Give the listing again exactly, omitting its images.

**Information shown:**
# # #
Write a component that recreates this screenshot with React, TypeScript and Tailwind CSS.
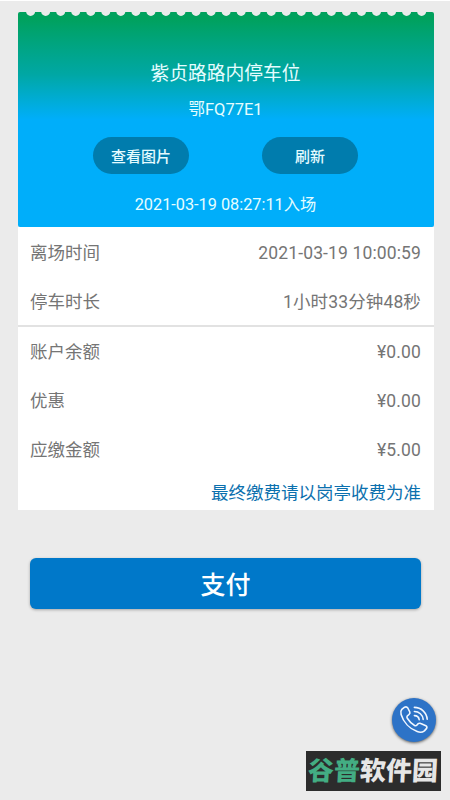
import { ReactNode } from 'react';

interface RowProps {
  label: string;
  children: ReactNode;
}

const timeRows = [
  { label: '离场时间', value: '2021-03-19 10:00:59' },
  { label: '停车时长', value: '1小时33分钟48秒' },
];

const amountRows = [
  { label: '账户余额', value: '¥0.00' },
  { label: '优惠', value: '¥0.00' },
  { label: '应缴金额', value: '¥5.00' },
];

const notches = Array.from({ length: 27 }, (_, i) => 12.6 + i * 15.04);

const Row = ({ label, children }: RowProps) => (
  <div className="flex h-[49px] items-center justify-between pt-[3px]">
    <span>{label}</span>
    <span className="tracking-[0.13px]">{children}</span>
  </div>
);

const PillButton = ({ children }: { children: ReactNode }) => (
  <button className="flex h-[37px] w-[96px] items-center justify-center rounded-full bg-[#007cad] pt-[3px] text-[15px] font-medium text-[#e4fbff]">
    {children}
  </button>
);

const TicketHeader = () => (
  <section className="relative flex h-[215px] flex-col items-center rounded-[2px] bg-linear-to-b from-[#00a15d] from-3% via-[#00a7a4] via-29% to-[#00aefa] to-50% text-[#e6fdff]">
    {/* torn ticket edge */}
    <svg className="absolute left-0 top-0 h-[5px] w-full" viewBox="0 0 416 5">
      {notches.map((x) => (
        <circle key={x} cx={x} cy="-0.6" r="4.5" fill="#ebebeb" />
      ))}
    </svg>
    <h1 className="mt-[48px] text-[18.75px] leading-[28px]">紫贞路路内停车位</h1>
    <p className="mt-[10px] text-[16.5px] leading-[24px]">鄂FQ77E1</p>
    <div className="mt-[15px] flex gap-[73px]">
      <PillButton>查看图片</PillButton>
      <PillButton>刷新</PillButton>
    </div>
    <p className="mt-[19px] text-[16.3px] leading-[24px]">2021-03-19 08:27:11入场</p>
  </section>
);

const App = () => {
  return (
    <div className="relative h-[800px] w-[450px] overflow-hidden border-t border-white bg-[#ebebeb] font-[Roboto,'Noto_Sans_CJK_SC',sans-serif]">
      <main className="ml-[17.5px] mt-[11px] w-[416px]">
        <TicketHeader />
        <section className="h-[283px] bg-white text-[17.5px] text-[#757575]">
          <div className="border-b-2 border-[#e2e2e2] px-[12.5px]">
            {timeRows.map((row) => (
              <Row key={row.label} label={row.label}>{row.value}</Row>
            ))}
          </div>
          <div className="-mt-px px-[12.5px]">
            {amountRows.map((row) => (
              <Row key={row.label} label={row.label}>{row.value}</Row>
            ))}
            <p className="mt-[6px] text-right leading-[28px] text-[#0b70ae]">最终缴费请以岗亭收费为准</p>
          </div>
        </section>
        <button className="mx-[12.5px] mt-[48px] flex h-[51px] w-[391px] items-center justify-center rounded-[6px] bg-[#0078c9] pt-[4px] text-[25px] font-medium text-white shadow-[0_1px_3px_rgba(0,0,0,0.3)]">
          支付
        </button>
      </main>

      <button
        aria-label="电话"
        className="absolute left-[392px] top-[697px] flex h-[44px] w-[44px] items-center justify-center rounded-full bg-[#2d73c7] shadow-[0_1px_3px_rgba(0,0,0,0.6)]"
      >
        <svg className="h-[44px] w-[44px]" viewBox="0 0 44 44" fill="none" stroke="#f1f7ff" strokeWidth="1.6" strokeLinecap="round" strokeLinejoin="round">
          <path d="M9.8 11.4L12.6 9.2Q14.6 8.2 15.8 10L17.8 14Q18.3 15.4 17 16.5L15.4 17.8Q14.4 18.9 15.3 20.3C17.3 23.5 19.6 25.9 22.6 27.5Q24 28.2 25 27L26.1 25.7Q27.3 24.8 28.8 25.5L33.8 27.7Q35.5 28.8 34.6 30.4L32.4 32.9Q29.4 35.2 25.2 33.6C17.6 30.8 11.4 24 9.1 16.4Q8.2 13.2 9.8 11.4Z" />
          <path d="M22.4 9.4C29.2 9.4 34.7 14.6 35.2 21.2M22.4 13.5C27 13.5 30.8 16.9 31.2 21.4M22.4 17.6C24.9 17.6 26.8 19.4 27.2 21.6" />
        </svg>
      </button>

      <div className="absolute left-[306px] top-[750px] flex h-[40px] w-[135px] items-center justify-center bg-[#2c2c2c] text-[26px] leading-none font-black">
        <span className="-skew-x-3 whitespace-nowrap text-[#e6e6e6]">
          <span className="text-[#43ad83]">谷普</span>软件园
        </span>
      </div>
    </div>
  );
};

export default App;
# # #
**Exercise output:**
Write a component that recreates this screenshot with React, TypeScript and Tailwind CSS.
import { ReactNode } from 'react';

interface RowProps {
  label: string;
  children: ReactNode;
}

const timeRows = [
  { label: '离场时间', value: '2021-03-19 10:00:59' },
  { label: '停车时长', value: '1小时33分钟48秒' },
];

const amountRows = [
  { label: '账户余额', value: '¥0.00' },
  { label: '优惠', value: '¥0.00' },
  { label: '应缴金额', value: '¥5.00' },
];

const notches = Array.from({ length: 27 }, (_, i) => 12.6 + i * 15.04);

const Row = ({ label, children }: RowProps) => (
  <div className="flex h-[49px] items-center justify-between pt-[3px]">
    <span>{label}</span>
    <span className="tracking-[0.13px]">{children}</span>
  </div>
);

const PillButton = ({ children }: { children: ReactNode }) => (
  <button className="flex h-[37px] w-[96px] items-center justify-center rounded-full bg-[#007cad] pt-[3px] text-[15px] font-medium text-[#e4fbff]">
    {children}
  </button>
);

const TicketHeader = () => (
  <section className="relative flex h-[215px] flex-col items-center rounded-[2px] bg-linear-to-b from-[#00a15d] from-3% via-[#00a7a4] via-29% to-[#00aefa] to-50% text-[#e6fdff]">
    {/* torn ticket edge */}
    <svg className="absolute left-0 top-0 h-[5px] w-full" viewBox="0 0 416 5">
      {notches.map((x) => (
        <circle key={x} cx={x} cy="-0.6" r="4.5" fill="#ebebeb" />
      ))}
    </svg>
    <h1 className="mt-[48px] text-[18.75px] leading-[28px]">紫贞路路内停车位</h1>
    <p className="mt-[10px] text-[16.5px] leading-[24px]">鄂FQ77E1</p>
    <div className="mt-[15px] flex gap-[73px]">
      <PillButton>查看图片</PillButton>
      <PillButton>刷新</PillButton>
    </div>
    <p className="mt-[19px] text-[16.3px] leading-[24px]">2021-03-19 08:27:11入场</p>
  </section>
);

const App = () => {
  return (
    <div className="relative h-[800px] w-[450px] overflow-hidden border-t border-white bg-[#ebebeb] font-[Roboto,'Noto_Sans_CJK_SC',sans-serif]">
      <main className="ml-[17.5px] mt-[11px] w-[416px]">
        <TicketHeader />
        <section className="h-[283px] bg-white text-[17.5px] text-[#757575]">
          <div className="border-b-2 border-[#e2e2e2] px-[12.5px]">
            {timeRows.map((row) => (
              <Row key={row.label} label={row.label}>{row.value}</Row>
            ))}
          </div>
          <div className="-mt-px px-[12.5px]">
            {amountRows.map((row) => (
              <Row key={row.label} label={row.label}>{row.value}</Row>
            ))}
            <p className="mt-[6px] text-right leading-[28px] text-[#0b70ae]">最终缴费请以岗亭收费为准</p>
          </div>
        </section>
        <button className="mx-[12.5px] mt-[48px] flex h-[51px] w-[391px] items-center justify-center rounded-[6px] bg-[#0078c9] pt-[4px] text-[25px] font-medium text-white shadow-[0_1px_3px_rgba(0,0,0,0.3)]">
          支付
        </button>
      </main>

      <button
        aria-label="电话"
        className="absolute left-[392px] top-[697px] flex h-[44px] w-[44px] items-center justify-center rounded-full bg-[#2d73c7] shadow-[0_1px_3px_rgba(0,0,0,0.6)]"
      >
        <svg className="h-[44px] w-[44px]" viewBox="0 0 44 44" fill="none" stroke="#f1f7ff" strokeWidth="1.6" strokeLinecap="round" strokeLinejoin="round">
          <path d="M9.8 11.4L12.6 9.2Q14.6 8.2 15.8 10L17.8 14Q18.3 15.4 17 16.5L15.4 17.8Q14.4 18.9 15.3 20.3C17.3 23.5 19.6 25.9 22.6 27.5Q24 28.2 25 27L26.1 25.7Q27.3 24.8 28.8 25.5L33.8 27.7Q35.5 28.8 34.6 30.4L32.4 32.9Q29.4 35.2 25.2 33.6C17.6 30.8 11.4 24 9.1 16.4Q8.2 13.2 9.8 11.4Z" />
          <path d="M22.4 9.4C29.2 9.4 34.7 14.6 35.2 21.2M22.4 13.5C27 13.5 30.8 16.9 31.2 21.4M22.4 17.6C24.9 17.6 26.8 19.4 27.2 21.6" />
        </svg>
      </button>

      <div className="absolute left-[306px] top-[750px] flex h-[40px] w-[135px] items-center justify-center bg-[#2c2c2c] text-[26px] leading-none font-black">
        <span className="-skew-x-3 whitespace-nowrap text-[#e6e6e6]">
          <span className="text-[#43ad83]">谷普</span>软件园
        </span>
      </div>
    </div>
  );
};

export default App;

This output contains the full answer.